En 2019, le président de la République a préféré se rendre à Saint-Raphaël pour commémorer le soixante-quinzième anniversaire du débarquement en Provence, insistant sur la participation de l’Afrique à cette libération. La ville d’Ajaccio avait pourtant décidé de célébrer en grandes pompes l’anniversaire de la naissance du plus célèbre de ses enfants. Trois jours de manifestations ont été organisés avec en apothéose les fêtes du 15 août auxquelles participèrent notamment le président du Sénat, Gérard Larcher, second personnage de l’Etat, et le prince Jean Christophe Napoléon, marchant sur les traces de son grand-père cinquante ans plus tard. A Paris, une cérémonie était organisée aux Invalides, à l’initiative du Souvenir napoléonien. Mais surtout en France, l’année a vu se multiplier les initiatives, notamment dans le cadre du label des villes impériales. D’Autun à Saint-Germain-en-Laye, en passant par Nice ou Sartène, les manifestations, rencontres impériales, ou cycles de conférences se sont multipliés, attestant de l’intérêt toujours vif porté à l’empereur. A l’étranger, on s’est aussi interrogé sur ce paradoxe français qui voit le plus célèbre de ses ressortissants boudés par les pouvoirs publics. Qu’en sera-t-il en 2021 au moment du bicentenaire de la mort de Napoléon ? L’implication de l’Etat dans les commémorations de cette disparition n’est pas à exclure. Pendant vingt ans, la République a eu de très grandes difficultés à commémorer le bicentenaire du Consulat et de l’Empire. Elle aura peut-être plus de facilités à rendre hommage à un empereur mort.
Jacques-Olivier Boudon
Président de l’Institut Napoléon
Résumés
La défense d’Augereau en 1814. La ville de Lyon pouvait-elle tenir ?
par Pascal Cyr
Napoléon n’a cessé de reprocher à Augereau son inactivité au cours du siège de Lyon avant de lui attribuer une part de son propre échec. Mais en infériorité numérique, avec 23 000 soldats contre 60 000 Autrichiens, Augereau dut faire face au manque d’armes et d’approvisionnement et au découragement de la population. Or il tient la ville de Lyon pendant près de trois mois, aidé il est vrai par la rigueur de l’hiver. Et s’il commit des erreurs tactiques dans sa tentative de contre-attaque à la fin du mois de février, en divisant son armée, il ne disposait pas des moyens nécessaires pour retourner la situation. Au contraire, sa résistance a immobilisé 60 000 hommes qui ne purent participer à la campagne de France contre Napoléon.

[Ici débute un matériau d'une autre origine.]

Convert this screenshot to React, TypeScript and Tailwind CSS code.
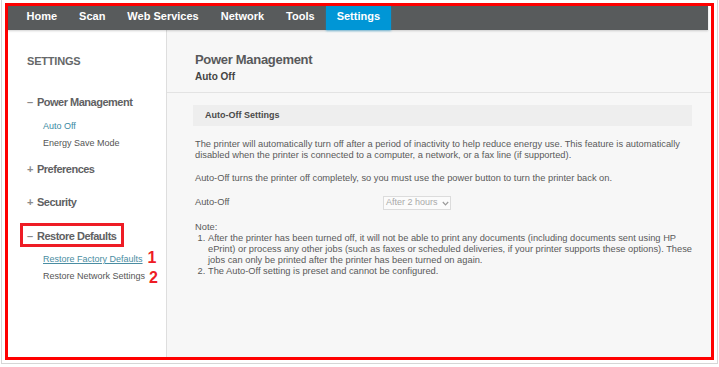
import React from "react";

const SANS = "font-['Liberation_Sans',Arial,sans-serif]";

function Head({ sign, label }: { sign: string; label: string }) {
  return (
    <div className={`${SANS} flex items-baseline text-[11px] leading-[15px] font-bold tracking-[-0.5px] text-[#5f6163]`}>
      <span className="w-[10px] shrink-0 text-[#8a8a8a] tracking-normal">{sign}</span>
      <span>{label}</span>
    </div>
  );
}

function SubItem({ children, className = "" }: { children: React.ReactNode; className?: string }) {
  return <div className={`${SANS} text-[9px] leading-[17px] whitespace-nowrap ${className}`}>{children}</div>;
}

export default function App() {
  const nav = ["Home", "Scan", "Web Services", "Network", "Tools"];
  return (
    <div className="w-[719px] h-[367px] bg-white pl-[1px]">
      <div className="w-[717px] h-[364px] border-x border-b border-[#d6d6d6] pt-[3px] px-[3px] pb-[3px]">
        <div className="h-full border-[3px] border-[#ff0000] flex flex-col">
          {/* top navigation */}
          <nav className={`${SANS} relative z-10 h-[24px] mr-[3px] bg-[#585b5c] flex pl-[7.5px] shadow-[0_1px_2px_rgba(0,0,0,0.18)]`}>
            {nav.map((n) => (
              <div key={n} className="px-[11px] text-[11px] leading-[20px] font-bold text-white">
                {n}
              </div>
            ))}
            <div className="px-[11px] bg-[#0096d6] text-[11px] leading-[20px] font-bold text-white shadow-[0_1px_2px_rgba(0,150,214,0.45)]">
              Settings
            </div>
          </nav>

          <div className="flex flex-1 min-h-0 mr-[3px]">
            {/* sidebar */}
            <aside className="w-[159px] shrink-0 bg-white border-r border-[#dedede] pl-[19px] pt-[24px]">
              <div className={`${SANS} text-[11px] leading-[15px] font-bold tracking-[-0.2px] text-[#666869]`}>SETTINGS</div>

              <div className="mt-[26px]">
                <Head sign="–" label="Power Management" />
                <div className="mt-[8px] pl-[16px]">
                  <SubItem className="text-[#3a8aa3]">Auto Off</SubItem>
                  <SubItem className="text-[#555]">Energy Save Mode</SubItem>
                </div>
              </div>

              <div className="mt-[10px]">
                <Head sign="+" label="Preferences" />
              </div>

              <div className="mt-[18px]">
                <Head sign="+" label="Security" />
              </div>

              <div className="mt-[19px]">
                <div className="relative">
                  <Head sign="–" label="Restore Defaults" />
                  <div className="absolute left-[-7px] top-[-6px] w-[104px] h-[24px] border-[3px] border-[#ee1c25]" />
                </div>
                <div className="mt-[7px] pl-[16px]">
                  <SubItem className="text-[#4a8da2]">
                    <span className="relative">
                      <span className="underline underline-offset-[1px]">Restore Factory Defaults</span>
                      <span className={`${SANS} absolute left-full ml-[5px] top-[-4px] text-[16px] leading-[16px] font-bold text-[#ee1c25]`}>1</span>
                    </span>
                  </SubItem>
                  <SubItem className="text-[#555]">
                    <span className="relative">
                      Restore Network Settings
                      <span className={`${SANS} absolute left-full ml-[4px] top-[-1px] text-[16px] leading-[16px] font-bold text-[#ee1c25]`}>2</span>
                    </span>
                  </SubItem>
                </div>
              </div>
            </aside>

            {/* main content */}
            <main className="flex-1 bg-[#f7f7f7]">
              <div className="pl-[28px] pt-[21px] pb-[8px] border-b border-[#e3e3e3]">
                <div className={`${SANS} text-[13px] leading-[18px] font-bold tracking-[-0.3px] text-[#58595b]`}>Power Management</div>
                <div className={`${SANS} mt-[1px] text-[10px] leading-[14px] font-bold text-[#444]`}>Auto Off</div>
              </div>

              <div className={`${SANS} pl-[26px] pr-[19px] pt-[12px] text-[#5a5a5a]`}>
                <div className="h-[21px] bg-[#eeeeee] pl-[12px] flex items-center text-[9px] font-bold text-[#4a4a4a]">
                  Auto-Off Settings
                </div>

                <p className="mt-[13px] pl-[2px] text-[9.3px] leading-[11px] whitespace-nowrap">
                  The printer will automatically turn off after a period of inactivity to help reduce energy use. This feature is automatically
                  <br />
                  disabled when the printer is connected to a computer, a network, or a fax line (if supported).
                </p>

                <p className="mt-[12px] pl-[2px] text-[9.3px] leading-[11px] whitespace-nowrap">
                  Auto-Off turns the printer off completely, so you must use the power button to turn the printer back on.
                </p>

                <div className="mt-[12px] pl-[2px] h-[14px] flex items-center">
                  <div className="w-[188px] text-[9.3px]">Auto-Off</div>
                  <div className="w-[68px] h-[14px] border border-[#dcdcdc] bg-[#fbfbfb] flex items-center pl-[2px] text-[9px] text-[#a9a9a9]">
                    <span>After 2 hours</span>
                    <svg className="ml-[4px]" width="7" height="5" viewBox="0 0 7 5" fill="none">
                      <path d="M0.8 1 L3.5 3.8 L6.2 1" stroke="#9a9a9a" strokeWidth="1.2" />
                    </svg>
                  </div>
                </div>

                <div className="mt-[12px] pl-[2px] text-[9.3px] leading-[11px] whitespace-nowrap">
                  <div>Note:</div>
                  <div className="flex">
                    <span className="w-[13px] pl-[2.5px] shrink-0">1.</span>
                    <span>
                      After the printer has been turned off, it will not be able to print any documents (including documents sent using HP
                      <br />
                      ePrint) or process any other jobs (such as faxes or scheduled deliveries, if your printer supports these options). These
                      <br />
                      jobs can only be printed after the printer has been turned on again.
                    </span>
                  </div>
                  <div className="flex">
                    <span className="w-[13px] pl-[2.5px] shrink-0">2.</span>
                    <span>The Auto-Off setting is preset and cannot be configured.</span>
                  </div>
                </div>
              </div>
            </main>
          </div>
        </div>
      </div>
    </div>
  );
}
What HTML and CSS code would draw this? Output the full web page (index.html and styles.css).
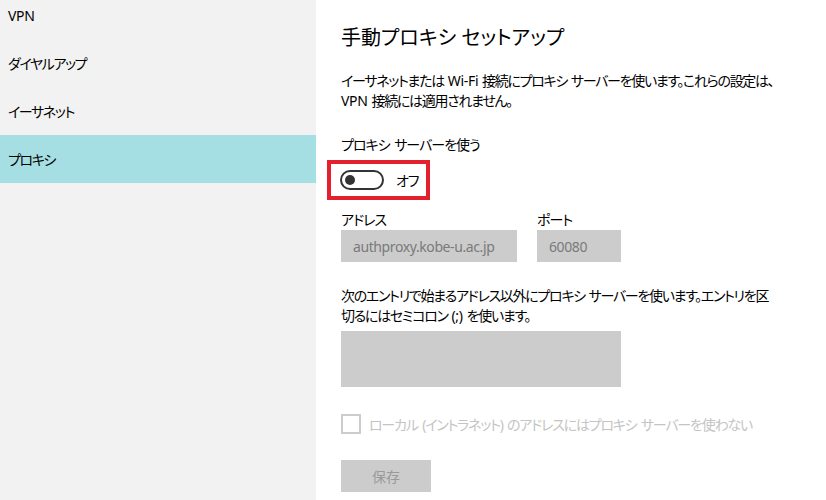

Six dictées de Napoléon en janvier 1814
par Charles-Éloi Vial
Conservées à la Bibliothèque nationale de France, dans les archives du secrétariat du grand maréchal du Palais, six dictées de Napoléon Ier au général Bertrand, datées du 2 au 22 janvier 1814, viennent témoigner du bref intérim de major-général de la Grande Armée, que celui-ci exerça pendant quelques jours, en l’absence du maréchal Berthier. Dans un jeu de questions et de réponses, Napoléon s’enquiert des positions des régiments et des faits et gestes de ses maréchaux et généraux, Bertrand, parfaitement renseigné, lui fournissant sur-le-champ la réponse, calculant les temps de trajets et fixant les étapes pour amener les hommes et les chevaux là où le désire l’Empereur. Ces documents bruts montrent l’évolution rapide des projets de Napoléon, confronté à l’invasion du territoire de l’Empire et tâchant d’élaborer un « plan de campagne » pour ce qui devait devenir la campagne de France.

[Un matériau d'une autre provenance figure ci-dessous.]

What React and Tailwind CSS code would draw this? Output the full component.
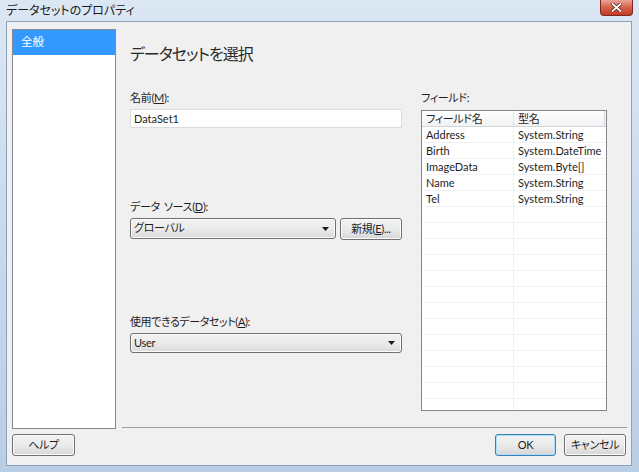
import React from 'react'

const fields = [
    ['Address', 'System.String'],
    ['Birth', 'System.DateTime'],
    ['ImageData', 'System.Byte[]'],
    ['Name', 'System.String'],
    ['Tel', 'System.String'],
]

function Arrow() {
    return (
        <svg width="7" height="4" viewBox="0 0 7 4" className="shrink-0">
            <path d="M0 0h7L3.5 4z" fill="#1a1a1a" />
        </svg>
    )
}

function Button({ children, focused, className }) {
    return (
        <div
            className={
                'h-[22px] rounded-[3px] border flex items-center justify-center text-[11px] tracking-[-0.3px] text-[#1e1e1e] bg-gradient-to-b from-[#f2f2f2] via-[#ebebeb] to-[#d6d6d6] ' +
                (focused ? 'border-[#3c7fb1] shadow-[inset_0_0_0_1px_#a8e0f9] ' : 'border-[#707070] shadow-[inset_0_0_0_1px_#fcfcfc] ') +
                className
            }
        >
            {children}
        </div>
    )
}

function Combo({ text, className }) {
    return (
        <div className={'flex items-center justify-between rounded-[3px] border border-[#707070] bg-gradient-to-b from-[#f2f2f2] via-[#ebebeb] to-[#d9d9d9] shadow-[inset_0_0_0_1px_#fcfcfc] pl-[3px] pr-[6px] text-[11px] tracking-[-0.3px] text-[#1e1e1e] ' + className}>
            <span>{text}</span>
            <Arrow />
        </div>
    )
}

export default function App() {
    const emptyRows = Array.from({ length: 14 })
    return (
        <div className="w-[639px] h-[472px] overflow-hidden bg-gradient-to-b from-[#dce7f4] via-[#c9daee] to-[#b9cde4] font-['Lato','Noto_Sans_CJK_JP',sans-serif] [font-feature-settings:'palt'] text-[#1e1e1e]">
            {/* title bar */}
            <div className="h-[21px] flex items-start justify-between pl-[6px] pr-[6px]">
                <div className="pt-[3px] text-[12px] leading-[16px] text-[#1b1b1b]">データセットのプロパティ</div>
                <div className="w-[33px] h-[16px] rounded-b-[4px] border border-t-0 border-[#7a2a22] bg-gradient-to-b from-[#eaa497] via-[#d5604a] to-[#c23a24] flex items-center justify-center">
                    <svg width="11" height="9" viewBox="0 0 11 9">
                        <path d="M1.5 1l8 7M9.5 1l-8 7" stroke="#4a1a14" strokeWidth="3.2" strokeLinecap="square" />
                        <path d="M1.5 1l8 7M9.5 1l-8 7" stroke="#ffffff" strokeWidth="1.8" strokeLinecap="square" />
                    </svg>
                </div>
            </div>

            {/* client */}
            <div className="ml-[6px] mr-[7px] h-[445px] border border-[#8ea3bb] bg-[#f0f0f0] flex flex-col">
                <div className="flex flex-row pt-[7px] pl-[5px]">
                    <div className="w-[104px] h-[400px] border border-[#828790] bg-white">
                        <div className="h-[25px] bg-[#3399ff] text-white text-[11.5px] pl-[8px] pt-[4px] leading-[16px]">全般</div>
                    </div>
                    <div className="ml-[6px] w-[505px] h-[399px] border-b border-[#a0a0a0] flex flex-row pl-[8px]">
                        <div className="w-[272px] flex flex-col">
                            <div className="mt-[14px] text-[16px] leading-[22px] tracking-[-1px] text-[#2a2a2a]">データセットを選択</div>
                            <div className="mt-[25px] text-[11px] leading-[16px] tracking-[-0.3px]">名前(<span className="underline">M</span>):</div>
                            <div className="mt-[3px] h-[19px] border border-[#dcdcdc] bg-white text-[11px] leading-[17px] pl-[3px]">DataSet1</div>
                            <div className="mt-[71px] text-[11px] leading-[16px] tracking-[-0.3px]">データ<span className="inline-block w-[4px]" />ソース(<span className="underline">D</span>):</div>
                            <div className="mt-[3px] flex flex-row items-start">
                                <Combo text="グローバル" className="w-[206px] h-[21px]" />
                                <Button className="ml-[4px] w-[62px]">新規(<span className="underline">E</span>)...</Button>
                            </div>
                            <div className="mt-[74px] text-[11px] leading-[16px] tracking-[-0.4px]">使用できるデータセット(<span className="underline">A</span>):</div>
                            <Combo text="User" className="mt-[3px] w-[272px] h-[20px]" />
                        </div>
                        <div className="ml-[19px] w-[186px] flex flex-col">
                            <div className="mt-[61px] text-[11px] leading-[16px] tracking-[-0.3px]">フィールド:</div>
                            <div className="mt-[4px] h-[301px] border border-[#828790] bg-white overflow-hidden">
                                <div className="flex flex-row h-[16px] border-b border-[#d5d5d5] bg-gradient-to-b from-white to-[#f1f2f4] text-[11px] leading-[15px] tracking-[-0.3px]">
                                    <div className="w-[92px] shrink-0 border-r border-[#e3e4e6] pl-[4px]">フィールド名</div>
                                    <div className="w-[91px] shrink-0 border-r border-[#d5d5d5] pl-[4px]">型名</div>
                                </div>
                                {fields.map(([n, t]) => (
                                    <div key={n} className="flex flex-row h-[16px] border-b border-[#f0f0f0] text-[11px] leading-[15px]">
                                        <div className="w-[92px] shrink-0 border-r border-[#f0f0f0] pl-[4px]">{n}</div>
                                        <div className="pl-[4px] whitespace-nowrap">{t}</div>
                                    </div>
                                ))}
                                {emptyRows.map((_, i) => (
                                    <div key={i} className="flex flex-row h-[16px] border-b border-[#f0f0f0]">
                                        <div className="w-[92px] shrink-0 border-r border-[#f0f0f0]" />
                                    </div>
                                ))}
                            </div>
                        </div>
                    </div>
                </div>
                <div className="flex flex-row items-start mt-[5px] pl-[5px] pr-[5px]">
                    <Button className="w-[63px]">ヘルプ</Button>
                    <div className="flex-1" />
                    <Button focused className="w-[61px]">OK</Button>
                    <Button className="ml-[8px] w-[62px]">キャンセル</Button>
                </div>
            </div>
        </div>
    )
}
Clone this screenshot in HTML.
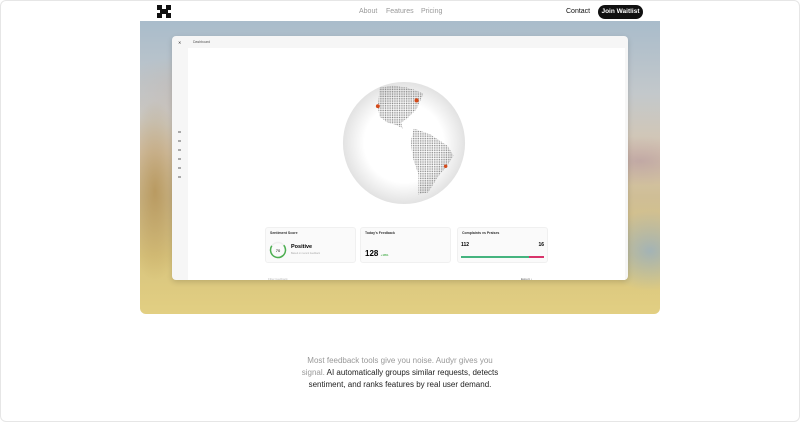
<!DOCTYPE html>
<html><head><meta charset="utf-8"><style>
*{margin:0;padding:0;box-sizing:border-box}
body{width:800px;height:422px;background:#fff;font-family:"Liberation Sans",sans-serif;position:relative;overflow:hidden}
.frame{position:absolute;left:0;top:0;width:800px;height:422px;border:1px solid #e6e6e6;border-radius:6px}
.logo{position:absolute;left:157px;top:5px}
.nav{position:absolute;top:8px;font-size:7px;color:#999}
.contact{position:absolute;left:566px;top:8px;font-size:7px;color:#111}
.btn{position:absolute;left:598px;top:5px;width:45px;height:14px;background:#111;border-radius:8px;color:#fff;font-size:6.5px;font-weight:bold;text-align:center;line-height:14px}
.hero{position:absolute;left:140px;top:21px;width:520px;height:293px;border-radius:0 0 6px 6px;overflow:hidden;
background:
radial-gradient(ellipse 30px 90px at 15px 170px,rgba(170,130,60,.6),transparent),
radial-gradient(ellipse 60px 25px at 500px 140px,rgba(180,150,160,.6),transparent),
radial-gradient(ellipse 50px 40px at 510px 230px,rgba(150,175,195,.8),transparent),
radial-gradient(ellipse 120px 40px at 90px 70px,rgba(200,170,150,.5),transparent),
linear-gradient(180deg,#a9bccb 0%,#c3c8cb 25%,#d6c6b0 45%,#cfbe96 60%,#d8c47e 80%,#e2cf82 100%)}
.win{position:absolute;left:172px;top:36px;width:456px;height:244px;background:#f6f6f6;border-radius:4px;box-shadow:0 2px 6px rgba(0,0,0,.15);overflow:hidden;z-index:2}
.inner{position:absolute;left:16px;top:12px;right:3px;bottom:0;background:#fff}
.title{position:absolute;left:21px;top:4px;font-size:3.5px;color:#555}
.card{position:absolute;top:179px;width:91px;height:36px;background:#fafafa;border-radius:3px;border:1px solid #f0f0f0}
.ct{font-size:3.5px;color:#333;font-weight:bold;position:absolute;left:4px;top:3px}
.text{position:absolute;left:0;width:800px;top:355px;text-align:center;font-size:8px;line-height:12px;color:#222}
.text span{color:#999}
</style></head><body>
<div class="frame"></div>
<svg class="logo" width="14" height="13" viewBox="0 0 14 13"><g fill="#111"><rect x="0" y="0" width="5" height="5"/><rect x="9" y="0" width="5" height="5"/><rect x="0" y="8" width="5" height="5"/><rect x="9" y="8" width="5" height="5"/><rect x="3" y="4" width="8" height="5"/></g></svg>
<div class="nav" style="left:359px">About</div>
<div class="nav" style="left:386px">Features</div>
<div class="nav" style="left:421px">Pricing</div>
<div class="contact">Contact</div>
<div class="btn">Join Waitlist</div>
<div class="hero"></div>
<div class="win">
<div style="position:absolute;left:6px;top:4px;font-size:4px;color:#333">✕</div>
<div class="title">Dashboard</div>
<div style="position:absolute;left:6px;top:95px;width:3px;height:50px;background:repeating-linear-gradient(180deg,#aaa 0 2px,transparent 2px 9px)"></div>
<div class="inner">
<svg style="position:absolute;left:153px;top:32px" width="126" height="126" viewBox="0 0 130 130">
<defs><radialGradient id="g" cx="50%" cy="50%" r="50%"><stop offset="65%" stop-color="#fff"/><stop offset="100%" stop-color="#e2e2e2"/></radialGradient>
<pattern id="d" width="1.8" height="1.8" patternUnits="userSpaceOnUse"><circle cx=".9" cy=".9" r=".55" fill="#777"/></pattern></defs>
<circle cx="65" cy="65" r="63" fill="url(#g)"/>
<path d="M40 8 Q60 2 85 14 L78 30 L68 40 L62 44 L64 50 L56 46 L48 44 L40 38 L38 28 Z" fill="url(#d)"/>
<path d="M75 50 L92 56 L110 68 L116 78 L110 88 L100 100 L90 116 L80 118 L80 98 L74 80 L72 64 Z" fill="url(#d)"/>
<circle cx="38" cy="27" r="2" fill="#d44a1a"/><circle cx="78" cy="21" r="2.2" fill="#d44a1a"/><circle cx="108" cy="89" r="1.8" fill="#d44a1a"/>
</svg>
<div class="card" style="left:77px"><div class="ct">Sentiment Score</div>
<svg style="position:absolute;left:3px;top:13px" width="18" height="18"><circle cx="9" cy="9" r="7.5" fill="none" stroke="#eee" stroke-width="1.5"/><circle cx="9" cy="9" r="7.5" fill="none" stroke="#4caf50" stroke-width="1.5" stroke-dasharray="33 47" transform="rotate(-40 9 9)"/><text x="9" y="11" font-size="4" text-anchor="middle" font-family="Liberation Sans">70</text></svg>
<div style="position:absolute;left:25px;top:16px;font-size:5.5px;font-weight:bold">Positive</div>
<div style="position:absolute;left:25px;top:24px;font-size:2.5px;color:#aaa">Based on recent feedback</div></div>
<div class="card" style="left:172px"><div class="ct">Today's Feedback</div>
<div style="position:absolute;left:4px;top:21px;font-size:8px;font-weight:bold">128 <span style="font-size:3px;color:#4caf50">+18%</span></div></div>
<div class="card" style="left:269px"><div class="ct">Complaints vs Praises</div>
<div style="position:absolute;left:3px;top:14px;font-size:5px;font-weight:bold">112</div>
<div style="position:absolute;right:3px;top:14px;font-size:5px;font-weight:bold">16</div>
<div style="position:absolute;left:3px;top:28px;width:68px;height:2px;background:#45b47f"></div>
<div style="position:absolute;left:71px;top:28px;width:15px;height:2px;background:#d8336a"></div></div>
<div style="position:absolute;left:80px;top:229px;font-size:3px;color:#bbb">Filter feedback</div>
<div style="position:absolute;left:333px;top:229px;font-size:3px;color:#555">Export ↓</div>
</div></div>
<div class="text"><span>Most feedback tools give you noise. Audyr gives you<br>signal.</span> AI automatically groups similar requests, detects<br>sentiment, and ranks features by real user demand.</div>
</body></html>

Le Dithyrambie sur la mort de Napoléon de Byron et les leçons des œuvres apocryphes
par Olivier Feignier
La nouvelle de la mort de Napoléon atteignit Londres le 4 juillet 1821 et Paris le lendemain. Le 21 juillet, on assiste au déclenchement d’une avalanche de brochures napoléoniennes parmi lesquelles La Mort de Napoléon, dithyrambe traduit de l’anglais de lord Byron, précédé d’une notice sur la vie et la mort de Napoléon Bonaparte, par Sir Thomas Moore. Troisième édition, corrigée et augmentée. L’original anglais n’existe pas. Il s’agit en effet d’un écrit apocryphe dans lequel l’auteur raconte les conditions de la détention de Napoléon et l’approche de sa mort. Mais le nom de Byron suffit à lui faire connaître un succès considérable. Il fait l’objet de plusieurs rééditions et imitations alors même que le poète n’était pas à Londres et ne s’est pas particulièrement exprimé sur le sujet de la mort de Napoléon.

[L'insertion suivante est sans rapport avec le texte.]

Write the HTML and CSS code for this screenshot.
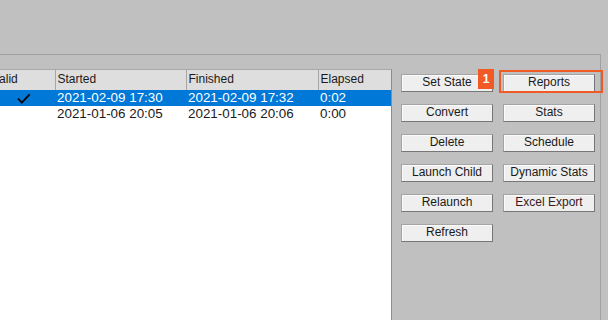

D’exil en exil : le périple de deux volumes de la bibliothèque de Sainte-Hélène
par Lauriane Iglesias
La bibliothèque municipale classée d’Aix-en-Provence, dite bibliothèque Méjanes, recèle deux volumes qui ont fait partie de la bibliothèque personnelle de Napoléon à Sainte-Hélène, les tomes 4 et 5 de la Géographie de Strabon, traduite du grec en français, énième édition française in-quarto de 1805-1819 du traité datant du Ier siècle av. J-C. Ils ont été envoyés à Sainte-Hélène par lady Elizabeth Vassall Fox, baronne Holland, qui fut la principale pourvoyeuse de livres de Napoléon, puisqu’elle lui adressa pas moins de 475 volumes. Les deux tomes de Strabon n’ont guère été consultés par Napoléon avant de repartir en Europe où ils connurent une destinée mystérieuse avant de se retrouver dans les fonds de la Méjanes.